Olsen: You know, we did discuss a lot — and obviously I don’t want to give away the ending — but we did discuss a lot about what happens with trauma and people who hide it, and things like that. So that’s just something that I needed to learn a little bit more about, to justify what happens in the end and understand it. When it comes to just being chased around the house and being scared for your life and trying to get out, I have a pretty fatalistic imagination — and eventually, as we were filming it, it just became like this muscle. And I was actually very sensitive in my everyday life. For instance: I wasn’t driving, but let’s say if I was driving and someone flipped me off or something, I probably would have cried. [laughs] I was so sensitive. I feel like it was such a muscle that came on, like being scared or hurt or nervous — because of doing it over and over again.

RT: Those are real tears in the film, then.

Olsen: Yeah. [laughs]

RT: These characters you’re playing — Sara in this, Martha, and even some of the parts you’ve got coming up — are so harrowed and in such emotional peril. What is it with you and these kinds of roles?

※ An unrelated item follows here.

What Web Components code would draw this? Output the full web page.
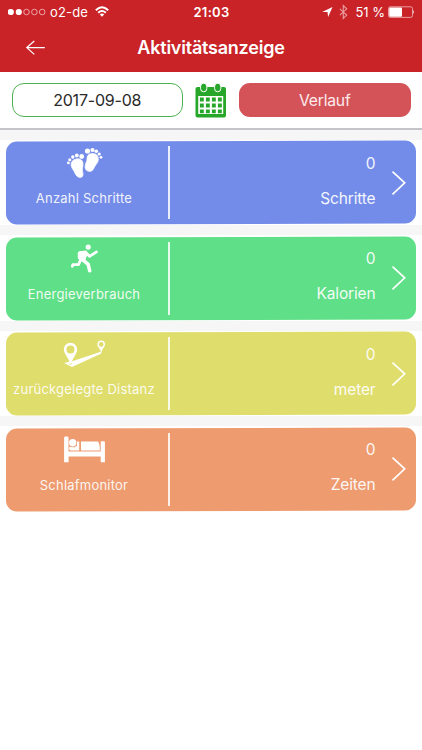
<!DOCTYPE html>
<html lang="de">
<head>
<meta charset="utf-8">
<title>Aktivitätsanzeige</title>
<style>
html,body{margin:0;padding:0;background:#fff}
body{width:422px;height:750px;overflow:hidden;font-family:Inter,"Liberation Sans",sans-serif}
</style>
</head>
<body>
<activity-app></activity-app>
<script>
const define = (name, html) => customElements.define(name, class extends HTMLElement {
  constructor() {
    super();
    const t = document.createElement('template');
    t.innerHTML = html;
    this.attachShadow({mode: 'open'}).append(t.content.cloneNode(true));
  }
});

define('status-bar', `<style>
:host{display:grid;grid-template-columns:1fr auto 1fr;align-items:center;height:24px;padding:0 7px 0 8px;color:#fff;font-size:13px;line-height:24px}
div{display:flex;align-items:center}
svg{display:block;flex:none}
.carrier{margin-left:4px;letter-spacing:.15px}
.time{font-weight:600;letter-spacing:.3px}
.right{justify-content:flex-end}
.pct{margin:0 3px 0 7.5px;letter-spacing:0}
</style>
<div><svg width="38" height="24" viewBox="0 0 38 24"><g fill="#fff"><circle cx="2.8" cy="12" r="3.1"/><circle cx="10.8" cy="12" r="3.1"/></g><g fill="none" stroke="#f3c2c4" stroke-width=".8"><circle cx="18.5" cy="12" r="2.8"/><circle cx="26.4" cy="12" r="2.8"/><circle cx="34.2" cy="12" r="2.8"/></g></svg>
<span class="carrier">o2-de</span>
<svg style="margin-left:6.500px" width="14" height="24" viewBox="0 0 14 24"><g fill="none" stroke="#fff" stroke-width="1.9"><path d="M.8 10.2Q7 4.300 13.200 10.200"/><path d="M3.200 12.800Q7 9.200 10.800 12.800"/></g><path d="M4.800 14.400Q7 12.500 9.200 14.400L7 16.800Z" fill="#fff"/></svg></div>
<span class="time">21:03</span>
<div class="right"><svg width="11" height="24" viewBox="0 0 11 24"><path d="M10.500 7 6.100 17 5.500 12H.2Z" fill="#fff"/></svg>
<svg style="margin-left:6px" width="9" height="24" viewBox="0 0 9 24"><path d="M.8 8.800 7.700 15.100 4.300 18.400V5.500L7.700 8.800.8 15.200" fill="none" stroke="#e99da0" stroke-width="1.100"/></svg>
<span class="pct">51 %</span>
<svg width="27" height="24" viewBox="0 0 27 24"><rect x=".5" y="6.800" width="24" height="10.600" rx="1.800" fill="none" stroke="#edaeb0" stroke-width=".9"/><rect x="1.200" y="7.500" width="12.800" height="9.200" rx="1" fill="#fff"/><path d="M25.400 10Q27 12 25.400 14.200Z" fill="#fff"/></svg></div>`);

define('nav-bar', `<style>
:host{display:grid;grid-template-columns:72px 1fr 72px;height:48px;color:#fff}
svg{display:block}
h1{margin:0;font-size:18px;line-height:47px;font-weight:600;text-align:center;letter-spacing:-.22px}
</style><svg width="72" height="48" viewBox="0 0 72 48"><path d="M34.300 17 26.800 23.600 34.300 30.400M26.800 23.600H44.800" fill="none" stroke="#fff" stroke-width="1.200"/></svg><h1><slot></slot></h1>`);

define('date-field', `<style>
:host{display:block;box-sizing:border-box;width:171.5px;height:34px;border:1.4px solid #4eb052;border-radius:12px;color:#292929;font-size:16px;line-height:33px;text-align:center;letter-spacing:-.2px}
</style><slot></slot>`);

define('calendar-icon', `<style>:host{display:block}svg{display:block}</style>
<svg width="32" height="36" viewBox="0 0 32 36"><path d="M2.500 4H29a2 2 0 0 1 2 2V32.400a2 2 0 0 1-2 2H2.500a2 2 0 0 1-2-2V6a2 2 0 0 1 2-2Z" fill="#27a729"/><path d="M3.200 13H28.200V31H3.200Z" fill="#fff"/><g fill="#27a729" stroke="#fff" stroke-width="1"><rect x="5.600" y=".2" width="6.200" height="8.600" rx="3.100"/><rect x="19.600" y=".2" width="6.200" height="8.600" rx="3.100"/></g><g fill="#27a729"><path d="M4.900 14.600h3.900v3.900H4.900Zm6 0h3.900v3.900h-3.900Zm6 0h3.900v3.900h-3.900Zm6 0h3.900v3.900h-3.900Z"/><path transform="translate(0 6)" d="M4.900 14.600h3.900v3.900H4.900Zm6 0h3.900v3.900h-3.900Zm6 0h3.900v3.900h-3.900Zm6 0h3.900v3.900h-3.900Z"/><path transform="translate(0 12)" d="M4.900 14.600h3.900v3.600H4.900Zm6 0h3.900v3.600h-3.900Zm6 0h3.900v3.600h-3.900Zm6 0h3.900v3.600h-3.900Z"/></g></svg>`);

define('history-button', `<style>
:host{display:block;width:171.500px;height:34px;border-radius:11px;background:#d45358;color:#fdeced;font-size:15.700px;line-height:35px;text-align:center;letter-spacing:-.2px}
</style><slot></slot>`);

define('activity-card', `<style>
:host{display:grid;grid-template-columns:156px 26px 1fr 46.5px;position:relative;box-sizing:border-box;height:85.4px;margin-bottom:10px;padding-left:6px;background:#fff;color:#fff}
:host::before{content:"";position:absolute;left:6px;right:6.5px;top:1.3px;height:83.2px;border-radius:11px;background:var(--tone);transform:skewY(-.13deg)}
.left,.right,.rule,svg{position:relative}
.left{display:flex;flex-direction:column;align-items:center}
::slotted(svg){display:block;flex:none;height:42px}
.label{font-size:13px;line-height:32px;white-space:nowrap;opacity:.9;letter-spacing:.22px;margin-top:.4px}
.rule{width:1.6px;height:73px;margin:6.3px 0 0 6.2px;background:#fff;opacity:.85}
.right{display:flex;flex-direction:column;align-items:flex-end;font-size:15.5px;opacity:.92;letter-spacing:-.15px}
.num{line-height:24px;margin-top:11.8px}
.unit{line-height:24px;margin-top:11px}
</style>
<div class="left"><slot name="icon"></slot><span class="label"><slot name="label"></slot></span></div>
<div class="rule"></div>
<div class="right"><span class="num"><slot name="value"></slot></span><span class="unit"><slot name="unit"></slot></span></div>
<svg width="46" height="85" viewBox="0 0 46 85"><path d="M16.500 31.600 28.700 42.800 16.500 54.300" fill="none" stroke="#fff" stroke-width="1.700"/></svg>`);

define('activity-app', `<style>
:host{display:block;width:422px;height:750px;background:#fff}
header{height:72.3px;background:#c92328}
.tools{display:flex;box-sizing:border-box;height:57.3px;padding:10.7px 11.500px 0 11.500px;justify-content:space-between;border-bottom:2px solid #c5c4c8}
main{box-sizing:border-box;padding-top:10.5px;background:linear-gradient(#f6f6f7 0 340px,#fff 340px);height:382px}
activity-card:last-child{margin-bottom:0}
svg{fill:#fff}
</style>
<header><status-bar></status-bar><nav-bar>Aktivitätsanzeige</nav-bar></header>
<div class="tools"><date-field>2017-09-08</date-field><calendar-icon></calendar-icon><history-button>Verlauf</history-button></div>
<main>
<activity-card style="--tone:#748ce9">
<svg slot="icon" width="44" height="42" viewBox="62 135.500 44 42"><path d="M76.200 154.500c4-.9 7 1.600 6.800 5.200-.1 3-1.100 4.500-.4 7.300.8 3.400.4 5.900-2.500 5.900-3.800 0-4.600-3.800-6.400-6.700-1.700-2.700-3.100-4.600-2.500-7.200.5-2.300 2.200-4 5-4.500Z" stroke="#fff" stroke-width=".7"/><path d="M91.500 149.100c4.500-.6 7.300 2.300 6.800 6.400-.4 3-2.500 4.300-3.800 6.900-1.300 2.800-2.600 5-5.800 4.400-3.800-.7-3.900-4.200-3.200-7 .5-2.300 1.600-3 1.500-5.200-.1-3 1.300-5.100 4.500-5.500Z" stroke="#fff" stroke-width=".7"/><circle cx="81.700" cy="152" r="2.400"/><circle cx="76.800" cy="151" r="1.900"/><circle cx="72.800" cy="152.500" r="1.700"/><circle cx="69.800" cy="155.300" r="1.500"/><circle cx="68.400" cy="158.400" r="1.400"/><circle cx="87.500" cy="146.500" r="2.600"/><circle cx="92.500" cy="145.500" r="2.100"/><circle cx="96.300" cy="146.800" r="1.800"/><circle cx="99.200" cy="149.500" r="1.600"/><circle cx="101" cy="152.800" r="1.400"/></svg>
<span slot="label">Anzahl Schritte</span><span slot="value">0</span><span slot="unit">Schritte</span></activity-card>
<activity-card style="--tone:#5fdf87">
<svg slot="icon" width="44" height="42" viewBox="62 234.900 44 42"><circle cx="88.200" cy="247" r="2.600"/><path d="M80 251.800H84.500L87 253.500 84 261.500 80 260Z" stroke="#fff" stroke-width="1.200"/><g fill="none" stroke="#fff" stroke-width="2.800" stroke-linecap="round" stroke-linejoin="round"><path d="M79.200 258V252.800L85.500 251.700 89.500 256.300 96.500 251.800"/><path d="M81.200 258.500 78.500 264.500H72.800L72.300 266.300"/></g><path d="M85 254.500 83.200 260 88.200 264.200 89.700 270.700" fill="none" stroke="#fff" stroke-width="3.500" stroke-linecap="round" stroke-linejoin="round"/></svg>
<span slot="label">Energieverbrauch</span><span slot="value">0</span><span slot="unit">Kalorien</span></activity-card>
<activity-card style="--tone:#dfdd6b">
<svg slot="icon" width="44" height="42" viewBox="62 331.200 44 42"><path fill-rule="evenodd" d="M70.500 342.900a6.700 6.700 0 0 1 6.700 6.700c0 4.500-5.100 8.500-5.700 14.300h-1.700c-.5-5.600-6-9.800-6-14.300a6.700 6.700 0 0 1 6.700-6.700Zm0 2.900a4 4 0 1 0 0 8 4 4 0 0 0 0-8Z"/><path fill-rule="evenodd" d="M101.200 340.700a3.800 3.800 0 0 1 3.800 3.800c0 3-3.100 4.500-3.400 8h-.8c-.3-3.500-3.400-5-3.400-8a3.800 3.800 0 0 1 3.800-3.800Zm0 1.500a2.400 2.400 0 1 0 0 4.800 2.400 2.400 0 0 0 0-4.800Z"/><path d="M64 363.200 73 361.200 101.500 351.800 100.900 354 72 367.200Z"/><path d="M68.800 363.300 70.300 364.800 72 363.200" fill="none" stroke="#dfdd6b" stroke-width=".7"/></svg>
<span slot="label">zurückgelegte Distanz</span><span slot="value">0</span><span slot="unit">meter</span></activity-card>
<activity-card style="--tone:#ee9b6f">
<svg slot="icon" width="44" height="42" viewBox="62 426.200 44 42"><path d="M64.100 438q0-1.300 1.300-1.300h1.700q1.400 0 1.400 1.300V451.700H100.700V442.300q0-.8.800-.8h2.600q.8 0 .8.800V462.400h-4.200V456.600H68.600V462.400H64.100Z"/><circle cx="72.700" cy="443" r="3.700"/><path d="M69.200 447.300 74.500 447.500 77 446V441.800H79.200V450.600H70.600Q69.200 450.600 69.200 449.200Z"/><path d="M81 441.700H98.200Q99.800 445 99.800 448.500V450.700H81Z"/></svg>
<span slot="label">Schlafmonitor</span><span slot="value">0</span><span slot="unit">Zeiten</span></activity-card>
</main>`);
</script>
</body>
</html>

Olsen: I’m really interested in working on movies that are also kind of like different genres. I feel like Martha‘s one genre, this is a different type of genre; both are difficult in their own ways, and challenging. But I did do this movie Liberal Arts with Josh Radnor that was at Sundance; I really wanted to do something happy. [laughs] And I did.

RT: Okay. I was getting worried about you there.

Olsen: [laughs] And I’m doing a really fun movie with Dakota Fanning that’s more based in, what do you call it? It’s not like a comedy but it’s also not a drama. It’s just kind of real. We’re doing that, and then I’m doing two different period pieces — so I am trying to mix it up.

RT: Are you looking forward to playing [writer and Jack Kerouac’s wife] Edie Parker in Kill Your Darlings?

Olsen: Yeah, I’m so excited. We do that in New York at the end of March. I feel like I’m doing her autobiography in my mind, but I’m really doing four scenes of her life. [laughs] But I’m very excited. It’s gonna be a great movie.


Silent House is in theaters this week.